Exercise description
Go through the listing and return every line with "index" in it.

Data for this task
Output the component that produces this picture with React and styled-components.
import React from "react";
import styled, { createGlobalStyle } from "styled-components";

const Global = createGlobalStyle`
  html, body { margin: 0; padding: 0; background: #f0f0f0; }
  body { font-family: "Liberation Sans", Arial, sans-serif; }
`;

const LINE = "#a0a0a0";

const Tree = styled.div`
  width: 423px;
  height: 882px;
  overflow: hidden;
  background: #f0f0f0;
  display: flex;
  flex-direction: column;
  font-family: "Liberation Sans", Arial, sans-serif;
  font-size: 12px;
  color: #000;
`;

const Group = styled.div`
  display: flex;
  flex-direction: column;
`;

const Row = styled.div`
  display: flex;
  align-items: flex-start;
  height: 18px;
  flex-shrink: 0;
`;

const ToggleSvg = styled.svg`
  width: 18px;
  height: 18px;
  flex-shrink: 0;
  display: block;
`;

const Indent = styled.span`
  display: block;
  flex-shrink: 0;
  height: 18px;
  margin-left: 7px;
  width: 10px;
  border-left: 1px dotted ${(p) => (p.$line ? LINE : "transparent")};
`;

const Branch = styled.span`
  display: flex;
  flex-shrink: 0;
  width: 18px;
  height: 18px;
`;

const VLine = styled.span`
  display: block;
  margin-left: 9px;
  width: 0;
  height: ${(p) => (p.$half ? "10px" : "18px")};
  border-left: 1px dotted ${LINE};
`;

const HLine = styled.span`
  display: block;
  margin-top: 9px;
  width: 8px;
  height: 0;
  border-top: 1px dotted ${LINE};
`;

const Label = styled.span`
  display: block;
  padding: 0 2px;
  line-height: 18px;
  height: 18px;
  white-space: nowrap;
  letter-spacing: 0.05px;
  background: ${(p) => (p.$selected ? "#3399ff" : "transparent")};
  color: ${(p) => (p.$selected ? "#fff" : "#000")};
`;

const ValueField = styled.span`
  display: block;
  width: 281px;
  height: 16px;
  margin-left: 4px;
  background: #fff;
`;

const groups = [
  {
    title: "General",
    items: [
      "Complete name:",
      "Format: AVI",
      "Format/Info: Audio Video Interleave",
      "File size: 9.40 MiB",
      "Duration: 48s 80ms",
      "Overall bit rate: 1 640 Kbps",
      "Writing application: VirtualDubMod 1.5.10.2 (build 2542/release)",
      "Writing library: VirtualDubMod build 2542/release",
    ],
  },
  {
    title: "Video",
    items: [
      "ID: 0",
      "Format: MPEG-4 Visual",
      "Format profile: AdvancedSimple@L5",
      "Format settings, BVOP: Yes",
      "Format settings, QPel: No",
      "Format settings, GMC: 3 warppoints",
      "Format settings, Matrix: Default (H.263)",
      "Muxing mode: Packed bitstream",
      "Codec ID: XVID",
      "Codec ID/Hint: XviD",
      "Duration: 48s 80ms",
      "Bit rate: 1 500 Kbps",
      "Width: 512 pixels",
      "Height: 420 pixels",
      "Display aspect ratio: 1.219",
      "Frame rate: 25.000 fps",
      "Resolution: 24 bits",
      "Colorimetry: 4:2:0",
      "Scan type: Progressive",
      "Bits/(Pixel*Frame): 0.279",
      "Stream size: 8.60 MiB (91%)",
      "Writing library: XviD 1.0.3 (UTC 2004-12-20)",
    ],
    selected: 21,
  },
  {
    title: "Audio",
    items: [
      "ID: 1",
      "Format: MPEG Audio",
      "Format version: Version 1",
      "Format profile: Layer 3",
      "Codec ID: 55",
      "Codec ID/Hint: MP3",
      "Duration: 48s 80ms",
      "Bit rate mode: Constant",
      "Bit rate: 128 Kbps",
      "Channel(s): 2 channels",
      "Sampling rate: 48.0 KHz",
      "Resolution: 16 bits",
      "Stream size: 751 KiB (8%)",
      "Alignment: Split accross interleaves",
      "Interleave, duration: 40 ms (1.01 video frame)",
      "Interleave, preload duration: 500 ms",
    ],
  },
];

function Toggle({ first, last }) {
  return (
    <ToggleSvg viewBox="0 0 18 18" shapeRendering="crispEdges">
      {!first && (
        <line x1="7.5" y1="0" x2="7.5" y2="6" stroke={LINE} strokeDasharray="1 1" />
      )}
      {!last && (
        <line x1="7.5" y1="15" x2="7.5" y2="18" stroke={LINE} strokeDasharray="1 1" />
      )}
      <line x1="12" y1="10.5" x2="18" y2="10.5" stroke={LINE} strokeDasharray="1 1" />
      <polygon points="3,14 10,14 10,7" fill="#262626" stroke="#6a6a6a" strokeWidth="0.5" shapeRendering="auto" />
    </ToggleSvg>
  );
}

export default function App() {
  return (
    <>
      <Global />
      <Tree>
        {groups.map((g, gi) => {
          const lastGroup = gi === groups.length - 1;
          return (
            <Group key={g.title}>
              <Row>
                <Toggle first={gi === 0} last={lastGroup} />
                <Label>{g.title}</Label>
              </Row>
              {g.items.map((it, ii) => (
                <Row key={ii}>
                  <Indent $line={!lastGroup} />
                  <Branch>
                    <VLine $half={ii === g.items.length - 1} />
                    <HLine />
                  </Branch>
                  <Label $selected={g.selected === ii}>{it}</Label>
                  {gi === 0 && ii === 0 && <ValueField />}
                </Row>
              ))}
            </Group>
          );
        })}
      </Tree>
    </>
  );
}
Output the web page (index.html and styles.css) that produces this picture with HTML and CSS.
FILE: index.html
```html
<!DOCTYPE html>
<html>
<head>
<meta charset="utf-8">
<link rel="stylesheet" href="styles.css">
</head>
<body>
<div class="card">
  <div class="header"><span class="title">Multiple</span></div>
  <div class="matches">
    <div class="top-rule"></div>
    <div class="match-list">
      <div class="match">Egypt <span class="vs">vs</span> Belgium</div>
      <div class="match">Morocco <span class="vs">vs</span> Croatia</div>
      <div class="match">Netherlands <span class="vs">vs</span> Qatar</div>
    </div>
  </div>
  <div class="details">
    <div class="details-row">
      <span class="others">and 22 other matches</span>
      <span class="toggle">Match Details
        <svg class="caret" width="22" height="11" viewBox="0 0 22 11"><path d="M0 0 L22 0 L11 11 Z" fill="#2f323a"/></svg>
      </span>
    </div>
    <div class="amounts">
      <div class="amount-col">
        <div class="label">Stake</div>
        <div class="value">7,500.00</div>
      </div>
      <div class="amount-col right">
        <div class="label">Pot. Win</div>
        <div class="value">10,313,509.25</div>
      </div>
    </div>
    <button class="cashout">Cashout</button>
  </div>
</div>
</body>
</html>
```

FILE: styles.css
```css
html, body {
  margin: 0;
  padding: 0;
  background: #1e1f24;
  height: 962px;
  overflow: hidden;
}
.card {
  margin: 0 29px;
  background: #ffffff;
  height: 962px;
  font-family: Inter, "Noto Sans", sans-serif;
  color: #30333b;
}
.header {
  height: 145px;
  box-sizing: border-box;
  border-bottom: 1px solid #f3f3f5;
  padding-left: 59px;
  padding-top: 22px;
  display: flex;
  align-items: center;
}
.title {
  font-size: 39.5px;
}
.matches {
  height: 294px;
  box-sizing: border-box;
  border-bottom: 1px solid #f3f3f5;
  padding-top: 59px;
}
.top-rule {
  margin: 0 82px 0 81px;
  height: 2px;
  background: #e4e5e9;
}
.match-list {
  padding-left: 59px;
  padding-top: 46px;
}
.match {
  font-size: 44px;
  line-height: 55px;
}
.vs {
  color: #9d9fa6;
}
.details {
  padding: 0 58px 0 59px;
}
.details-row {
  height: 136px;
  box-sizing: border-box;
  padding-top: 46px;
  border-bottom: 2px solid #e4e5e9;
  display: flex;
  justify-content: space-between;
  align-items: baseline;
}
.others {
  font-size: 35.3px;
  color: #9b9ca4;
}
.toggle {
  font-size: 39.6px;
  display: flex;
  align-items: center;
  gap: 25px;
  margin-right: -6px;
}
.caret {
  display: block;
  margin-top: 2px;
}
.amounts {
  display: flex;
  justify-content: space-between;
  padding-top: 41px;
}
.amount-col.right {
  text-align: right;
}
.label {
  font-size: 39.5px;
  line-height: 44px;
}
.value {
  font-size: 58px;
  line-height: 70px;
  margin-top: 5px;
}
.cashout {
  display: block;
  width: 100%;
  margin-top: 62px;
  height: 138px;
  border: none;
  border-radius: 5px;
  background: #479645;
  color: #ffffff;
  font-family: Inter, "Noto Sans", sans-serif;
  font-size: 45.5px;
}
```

Solution below
Output the web page (index.html and styles.css) that produces this picture with HTML and CSS.
FILE: index.html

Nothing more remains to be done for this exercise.